The Kafka Source allows a stream to fetch data from a kafka stream as a table in a stream.

The source is added to the ConnectorManager with the following line:

connectorManager.AddKafkaSource("your regexp on table names",  new FlowtideKafkaSourceOptions()
{
ConsumerConfig = kafkaConsumerConfig,
KeyDeserializer = keyDeserializer,
ValueDeserializer = valueDeserializer
});

The table name in the read relation becomes the topic name the source will read from.

The following key deserializers exist:

  • FlowtideKafkaJsonKeyDeserializer - deserializes a json key
  • FlowtidekafkaStringKeyDeserializer - deserializes a string key

The following value deserializers exist:

  • FlowtideKafkaUpsertJsonDeserializer - Deserializes the value as json, if the value is not null, its an upsert, if it is null, its a delete.

The source has a special column name for the key, it is called _key which can be used to select the key value from a kafka message.

Usage in SQL

CREATE TABLE my_kafka_topic (
_key,
firstName,
lastName
);

INSERT INTO outputtable
SELECT _key, firstName, lastName
FROM my_kafka_topic;

Sink

The kafka sink allows a stream to write events to kafka.

The sink is added to the ConnectorManager with the following line:

connectorManager.AddKafkaSink("your regexp on table names",  new FlowtideKafkaSinkOptions()
{
KeySerializer = new FlowtideKafkaStringKeySerializer(),
ProducerConfig = config,
ValueSerializer = new FlowtideKafkaUpsertJsonSerializer()
});

Same as the source, it writes to the topic name that is entered in the write relation.

Available key serializers:

  • FlowtideKafkaJsonKeySerializer - JSON serializes the key value
  • FlowtideKafkaStringKeySerializer - Outputs a string value, only works if the key is in a string type.

Available value serializers:

  • FlowtideKafkaUpsertJsonSerializer - Outputs the value as json, if it is a delete, it outputs null as the value.

Compare against existing data in Kafka

It is possible to fetch all existing data in Kafka when a new stream is starting. This data will be used on the initial result set to compare against to see if the data is already in kafka (the lateset message on a key).

It will also send delete operations for any keys that no longer exist in the result set.

To use this feature you must set the following properties:

  • FetchExistingConfig - Consumer config that will be used when fetching existing data.
  • FetchExistingValueDeserializer - Deserializer that will be used, when deserializing existing data.
  • FetchExistingKeyDeserializer - Deserializer for the key field in a kafka message.

Extend event processing logic

There are two properties in the options that can help add extra logic to the kafka sink.

  • EventProcessor - Called on all events that will be sent to kafka.
  • OnInitialDataSent - Called once on a new stream when the first data has been sent (usually after the first checkpoint).

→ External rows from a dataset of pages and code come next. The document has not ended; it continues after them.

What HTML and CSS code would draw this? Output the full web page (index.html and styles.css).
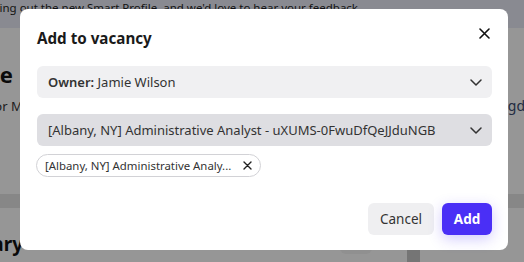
FILE: index.html
```html
<!DOCTYPE html>
<html>
<head>
<meta charset="utf-8">
<link rel="stylesheet" href="styles.css">
</head>
<body>
<div class="page">
  <div class="banner"><span>Thanks for trying out the new Smart Profile, and we'd love to hear your feedback</span></div>
  <div class="page-body">
    <div class="clip clip-title"><span>Profile</span></div>
    <div class="page-row">
      <div class="clip clip-sub"><span>Senior Ma</span></div>
      <span class="page-tag">gd</span>
    </div>
    <div class="page-band"></div>
    <div class="page-bottom">
      <div class="clip clip-h2"><span>Summary</span></div>
      <div class="ghost-btn"></div>
      <div class="ghost-strip"></div>
    </div>
  </div>
</div>
<div class="overlay">
  <div class="modal">
    <div class="modal-head">
      <h2 class="modal-title">Add to vacancy</h2>
      <button class="icon-btn close" aria-label="Close">
        <svg width="11" height="11" viewBox="0 0 11 11"><path d="M1 1L10 10M10 1L1 10" stroke="#111" stroke-width="1.6" stroke-linecap="round"/></svg>
      </button>
    </div>
    <div class="select">
      <span class="select-text"><b>Owner:</b> Jamie Wilson</span>
      <svg class="chev" width="12" height="7" viewBox="0 0 12 7"><path d="M1 1L6 6L11 1" fill="none" stroke="#333" stroke-width="1.5" stroke-linecap="round" stroke-linejoin="round"/></svg>
    </div>
    <div class="select select-active">
      <span class="select-text">[Albany, NY] Administrative Analyst - uXUMS-0FwuDfQeJJduNGB</span>
      <svg class="chev" width="12" height="7" viewBox="0 0 12 7"><path d="M1 1L6 6L11 1" fill="none" stroke="#333" stroke-width="1.5" stroke-linecap="round" stroke-linejoin="round"/></svg>
    </div>
    <div class="chips">
      <span class="chip">
        <span class="chip-text">[Albany, NY] Administrative Analy...</span>
        <svg width="9" height="9" viewBox="0 0 9 9"><path d="M1 1L8 8M8 1L1 8" stroke="#222" stroke-width="1.4" stroke-linecap="round"/></svg>
      </span>
    </div>
    <div class="actions">
      <button class="btn btn-cancel">Cancel</button>
      <button class="btn btn-add">Add</button>
    </div>
  </div>
</div>
</body>
</html>
```
FILE: styles.css
```css
* { box-sizing: border-box; }
html, body { margin: 0; padding: 0; }
body {
  width: 524px;
  height: 262px;
  overflow: hidden;
  position: relative;
  font-family: "Noto Sans", "Open Sans", sans-serif;
  background: #fff;
}
.page { width: 524px; height: 262px; overflow: hidden; background: #fafafa; }
.banner {
  height: 28px;
  background: #e4e6f2;
  color: #1f1f24;
  font-size: 11.5px;
  line-height: 15px;
  white-space: nowrap;
  display: flex;
  justify-content: flex-end;
  padding-right: 166px;
  padding-top: 0;
}
.banner span { flex: none; }
.page-body { display: flex; flex-direction: column; }
.clip {
  display: flex;
  justify-content: flex-end;
  white-space: nowrap;
  overflow: visible;
}
.clip span { flex: none; }
.clip-title {
  width: 13px;
  font-size: 22px;
  font-weight: 700;
  color: #111;
  margin-top: 32px;
  line-height: 28px;
}
.page-row { display: flex; justify-content: space-between; align-items: center; margin-top: 9px; font-size: 13px; line-height: 18px; }
.clip-sub { width: 30px; color: #333; }
.page-tag { color: #3a4a6e; margin-right: -1px; font-size: 14px; }
.page-band { height: 14px; background: #e2e2e2; margin-top: 79px; }
.page-bottom { display: flex; align-items: flex-start; margin-top: 24px; height: 40px; }
.clip-h2 { width: 23px; font-size: 19px; font-weight: 700; color: #111; line-height: 24px; }
.ghost-btn { width: 32px; height: 22px; margin-left: 317px; margin-top: 0; border-radius: 6px; background: #f0f0f0; }
.ghost-strip { width: 13px; height: 40px; margin-left: 35px; background: #c4c4c4; }

.overlay {
  position: absolute;
  inset: 0;
  background: rgba(0, 0, 0, 0.4);
}
.modal {
  position: absolute;
  left: 20px;
  top: 9px;
  width: 488px;
  height: 241px;
  background: #fff;
  border-radius: 8px;
  padding: 18px 16px 15px 17px;
  display: flex;
  flex-direction: column;
  color: #333;
}
.modal-head {
  display: flex;
  justify-content: space-between;
  align-items: flex-start;
  height: 39px;
}
.modal-title {
  margin: 0;
  font-size: 15.2px;
  font-weight: 700;
  line-height: 22px;
  color: #1a1a1a;
}
.icon-btn {
  border: 0;
  background: none;
  padding: 0;
  margin: -2px 0 0 0;
  width: 16px;
  height: 16px;
  display: flex;
  align-items: center;
  justify-content: center;
}
.select {
  height: 32px;
  border-radius: 6px;
  background: #f0f0f2;
  display: flex;
  align-items: center;
  justify-content: space-between;
  padding: 0 10px 0 11px;
  font-size: 13px;
  color: #333;
}
.select b { font-weight: 600; }
.select + .select { margin-top: 16px; }
.select-active { background: #dedee2; }
.select-text { white-space: nowrap; overflow: hidden; }
.chev { flex: none; }
.chips { display: flex; margin-top: 8px; margin-left: -1px; }
.chip {
  height: 23px;
  border: 1px solid #d2d2d6;
  border-radius: 12px;
  display: inline-flex;
  align-items: center;
  gap: 12px;
  padding: 0 8px 0 8px;
  font-size: 11.4px;
  color: #333;
}
.actions {
  margin-top: auto;
  display: flex;
  justify-content: flex-end;
  gap: 8px;
}
.btn {
  height: 32px;
  border: 0;
  border-radius: 6px;
  font-family: inherit;
  font-size: 13.5px;
  padding: 0;
}
.btn-cancel { background: #efeff1; color: #333; width: 66px; }
.btn-add {
  background: #4a2ff6;
  color: #fff;
  font-weight: 700;
  width: 50px;
  box-shadow: 0 4px 14px rgba(74, 47, 246, 0.25);
}
```
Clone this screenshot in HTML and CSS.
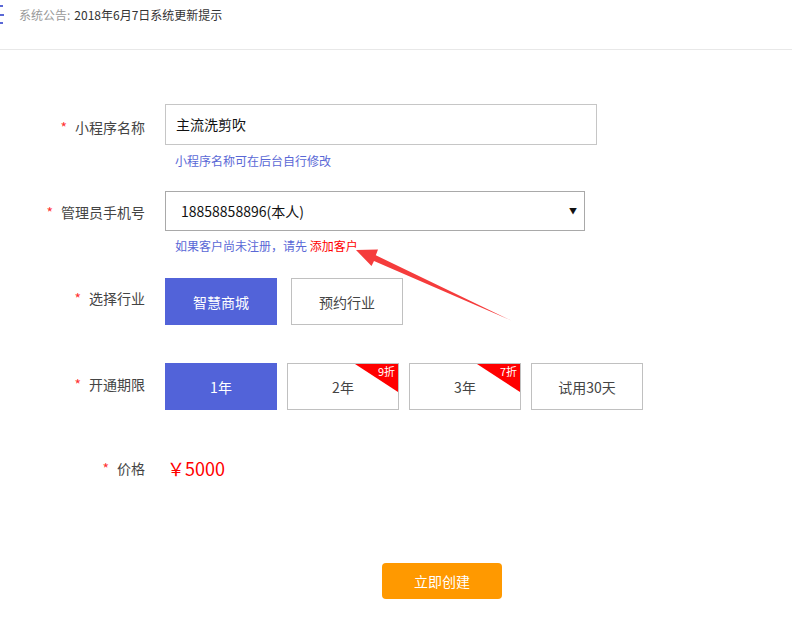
FILE: index.html
```html
<!DOCTYPE html>
<html lang="zh-CN">
<head>
<meta charset="utf-8">
<title>创建小程序</title>
<link rel="stylesheet" href="styles.css">
</head>
<body>
<div class="page">
  <header class="topbar">
    <svg class="menu-icon" width="8" height="26" viewBox="0 0 8 26">
      <rect x="0" y="4" width="3" height="2" fill="#5a68d6"/>
      <rect x="0" y="13" width="4" height="2" fill="#5a68d6"/>
      <rect x="0" y="21" width="3" height="2" fill="#5a68d6"/>
    </svg>
    <span class="notice-label">系统公告:</span>
    <span class="notice-text">2018年6月7日系统更新提示</span>
  </header>

  <main class="form">
    <div class="row row-name">
      <div class="label"><span class="star">*</span>小程序名称</div>
      <div class="field">
        <div class="input">主流洗剪吹</div>
        <div class="hint">小程序名称可在后台自行修改</div>
      </div>
    </div>

    <div class="row row-phone">
      <div class="label"><span class="star">*</span>管理员手机号</div>
      <div class="field">
        <div class="select"><span>18858858896(本人)</span><span class="caret">▼</span></div>
        <div class="hint">如果客户尚未注册，请先 <span class="link">添加客户</span></div>
      </div>
    </div>

    <div class="row row-industry">
      <div class="label"><span class="star">*</span>选择行业</div>
      <div class="field options gap14">
        <div class="opt active tall">智慧商城</div>
        <div class="opt tall">预约行业</div>
      </div>
    </div>

    <div class="row row-period">
      <div class="label"><span class="star">*</span>开通期限</div>
      <div class="field options gap10">
        <div class="opt active tall">1年</div>
        <div class="opt tall">2年<span class="ribbon"></span><span class="ribbon-text">9折</span></div>
        <div class="opt tall">3年<span class="ribbon"></span><span class="ribbon-text">7折</span></div>
        <div class="opt tall">试用30天</div>
      </div>
    </div>

    <div class="row row-price">
      <div class="label"><span class="star">*</span>价格</div>
      <div class="field price">￥5000</div>
    </div>

    <div class="submit-wrap">
      <button class="submit">立即创建</button>
    </div>
  </main>

  <svg class="arrow" width="792" height="643" viewBox="0 0 792 643">
    <polygon points="356,250 378,249.5 375.8,255.2 511,320.5 374,261 371.5,266" fill="#f53c3c"/>
  </svg>
</div>
</body>
</html>
```

FILE: styles.css
```css
* { box-sizing: border-box; }
html, body { margin: 0; padding: 0; background: #fff; }
body {
  font-family: "Noto Sans CJK SC", "Microsoft YaHei", sans-serif;
  color: #333;
  width: 792px;
  height: 643px;
  overflow: hidden;
}
.page { position: relative; width: 792px; height: 643px; }

.topbar {
  height: 50px;
  border-bottom: 1px solid #e8e8e8;
  display: flex;
  align-items: flex-start;
  padding-top: 6px;
  font-size: 12px;
  line-height: 18px;
}
.menu-icon { display: block; margin-top: -5px; margin-right: 11px; }
.notice-label { color: #999; margin-right: 4px; }
.notice-text { color: #333; }

.form { display: flex; flex-direction: column; }
.row { display: flex; align-items: flex-start; }
.label {
  width: 145px;
  text-align: right;
  font-size: 14px;
  line-height: 20px;
  color: #444;
  margin-right: 20px;
  padding-top: 11px;
  white-space: nowrap;
}
.star { color: #f33; margin-right: 8px; font-size: 14px; }

.row-name { margin-top: 54px; }
.row-name .label { padding-top: 13px; }
.row-phone { margin-top: 21px; }
.row-industry { margin-top: 23px; }
.row-industry .label { padding-top: 10px; }
.row-period { margin-top: 38px; }
.row-price { margin-top: 45px; }
.row-price .label { padding-top: 3px; }

.input {
  width: 432px;
  height: 41px;
  border: 1px solid #c6c6c6;
  font-size: 14px;
  line-height: 39px;
  padding-left: 10px;
  color: #111;
}
.select {
  width: 420px;
  height: 40px;
  border: 1px solid #a9a9a9;
  font-size: 14px;
  line-height: 38px;
  padding-left: 15px;
  padding-right: 7px;
  color: #111;
  display: flex;
  justify-content: space-between;
}
.caret { font-size: 8px; color: #111; }
.hint {
  font-size: 12px;
  line-height: 18px;
  color: #5a68d6;
  margin-top: 7px;
  padding-left: 10px;
}
.row-phone .hint { margin-top: 6px; }
.link { color: #f00; }

.options { display: flex; }
.gap14 { gap: 14px; }
.gap10 { gap: 10px; }
.opt {
  position: relative;
  width: 112px;
  height: 47px;
  border: 1px solid #c0c0c0;
  display: flex;
  align-items: center;
  justify-content: center;
  font-size: 14px;
  color: #444;
  overflow: hidden;
}
.opt.active {
  background: #5263d9;
  border-color: #5263d9;
  color: #fff;
}
.ribbon {
  position: absolute;
  top: 0;
  right: 0;
  width: 43px;
  height: 28px;
  background: #f00;
  clip-path: polygon(0 0, 100% 0, 100% 100%);
}
.ribbon-text {
  position: absolute;
  top: 0;
  right: 3px;
  font-size: 11px;
  line-height: 14px;
  color: #fff;
}

.price {
  font-size: 18px;
  line-height: 26px;
  color: #f00;
  padding-left: 2px;
}

.submit-wrap {
  margin-top: 82px;
  padding-left: 382px;
}
.submit {
  width: 120px;
  height: 36px;
  border: none;
  border-radius: 4px;
  background: #ff9900;
  color: #fff;
  font-family: "Noto Sans CJK SC", sans-serif;
  font-size: 14px;
  cursor: pointer;
}

.arrow { position: absolute; left: 0; top: 0; pointer-events: none; }
```
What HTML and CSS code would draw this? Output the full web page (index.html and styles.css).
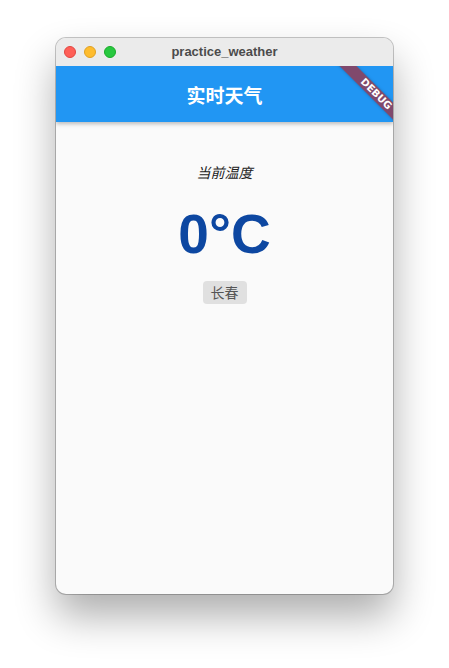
FILE: index.html
```html
<!DOCTYPE html>
<html lang="zh">
<head>
<meta charset="utf-8">
<link rel="stylesheet" href="styles.css">
</head>
<body>
<div class="window">
  <div class="titlebar">
    <div class="lights">
      <span class="light red"></span>
      <span class="light yellow"></span>
      <span class="light green"></span>
    </div>
    <div class="wtitle">practice_weather</div>
  </div>
  <div class="app">
    <div class="appbar">实时天气</div>
    <div class="content">
      <div class="label">当前温度</div>
      <div class="temp">0°C</div>
      <div class="chip">长春</div>
    </div>
    <div class="banner"><span>DEBUG</span></div>
  </div>
</div>
</body>
</html>
```
FILE: styles.css
```css
html, body {
  margin: 0;
  padding: 0;
  background: #ffffff;
}
body {
  box-sizing: border-box;
  min-height: 668px;
  padding: 38px 0 74px 56px;
  font-family: "Liberation Sans", "Noto Sans CJK SC", sans-serif;
}
.window {
  width: 337px;
  height: 556px;
  border-radius: 10px;
  overflow: hidden;
  background: #fafafa;
  box-shadow: 0 0 0 1px rgba(0,0,0,0.22), 0 22px 40px rgba(0,0,0,0.32);
  display: flex;
  flex-direction: column;
}
.titlebar {
  height: 28px;
  flex: none;
  background: #ebebeb;
  position: relative;
  display: flex;
  align-items: center;
}
.lights {
  display: flex;
  gap: 8px;
  padding-left: 8px;
}
.light {
  width: 12px;
  height: 12px;
  border-radius: 50%;
  box-sizing: border-box;
}
.red { background: #fe5f57; border: 0.5px solid #e14640; }
.yellow { background: #febc2e; border: 0.5px solid #dfa023; }
.green { background: #28c840; border: 0.5px solid #1aab29; }
.wtitle {
  position: absolute;
  left: 0;
  right: 0;
  top: 0;
  line-height: 28px;
  text-align: center;
  font-size: 13px;
  font-weight: bold;
  color: #4b4b4b;
}
.app {
  flex: 1;
  position: relative;
  overflow: hidden;
  display: flex;
  flex-direction: column;
}
.appbar {
  height: 56px;
  flex: none;
  background: #2196f3;
  color: #ffffff;
  font-family: "Noto Sans CJK SC", sans-serif;
  font-size: 19px;
  font-weight: bold;
  display: flex;
  align-items: center;
  justify-content: center;
  box-shadow: 0 2px 4px rgba(0,0,0,0.25);
  position: relative;
  z-index: 1;
}
.content {
  display: flex;
  flex-direction: column;
  align-items: center;
  padding-top: 38px;
}
.label {
  font-family: "Noto Sans CJK SC", sans-serif;
  font-style: italic;
  font-size: 14px;
  color: #222222;
  line-height: 24px;
}
.temp {
  margin-top: 19px;
  font-family: "Liberation Sans", "Noto Sans CJK SC", sans-serif;
  font-weight: bold;
  font-size: 55px;
  color: #0d47a1;
  line-height: 62px;
}
.chip {
  margin-top: 16px;
  background: #e0e0e0;
  border-radius: 4px;
  padding: 0 8px;
  height: 23px;
  line-height: 23px;
  font-family: "Noto Sans CJK SC", sans-serif;
  font-size: 14px;
  color: #555555;
}
.banner {
  position: absolute;
  top: 0;
  right: 0;
  width: 80px;
  height: 80px;
  overflow: hidden;
  z-index: 2;
  pointer-events: none;
}
.banner span {
  position: absolute;
  width: 100px;
  height: 12px;
  line-height: 12px;
  left: 13px;
  top: 22px;
  transform: rotate(45deg);
  background: rgba(183, 28, 28, 0.63);
  color: #ffffff;
  font-family: "DejaVu Sans", sans-serif;
  font-weight: bold;
  font-size: 10px;
  text-align: center;
  box-shadow: 0 0 3px rgba(0,0,0,0.25);
}
```
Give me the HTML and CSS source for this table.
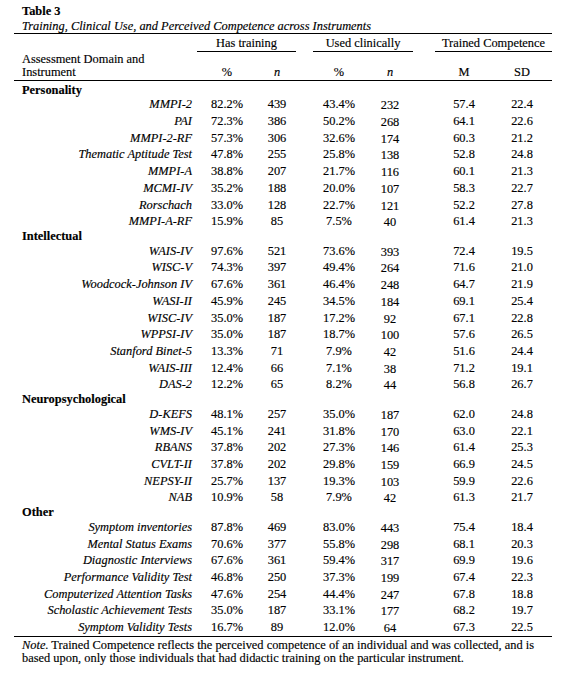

These functions can help implement logic such as having an external state store for a kafka topic that keeps track of all the data that has been sent to the topic. If a stream is modified and republished and has to start from the beginning, this state store can then make sure only delta valeus are sent to the kafka topic, and deletions of events that no longer exists.

Example:

connectorManager.AddKafkaSink("your regexp on table names",  new FlowtideKafkaSinkOptions()
{
...
EventProcessor = async (events) => {
for (int i = 0; i < events.Count; i++) {
// Check if the event exists with the exact key and value in the store
var exists = await dbLookup.ExistAsync(events[i].Key, events[i].Value);
if (exists) {
events.RemoveAt(i);
i--;
}
// Add the data with a run version that should be unique of this stream version.
await dbLookup.Add(events[i].Key, events[i].Value, runVersion);
}
},
OnInitialDataSent = (producer, writeRelation, topicName) => {
// Get all events that does not have the latest run version
await foreach (var e in dbLookup.GetEventsNotMatchingVersion(runVersion)) {
// Send delete on all events that no longer exist
await producer.SendAsync(new Message<byte[], byte[]?>() {
Key = e.Key,
Value = null
});
}
// Delete the events from the state store.
await dbLookup.DeleteNotMatchingVersion(runVersion);
}
});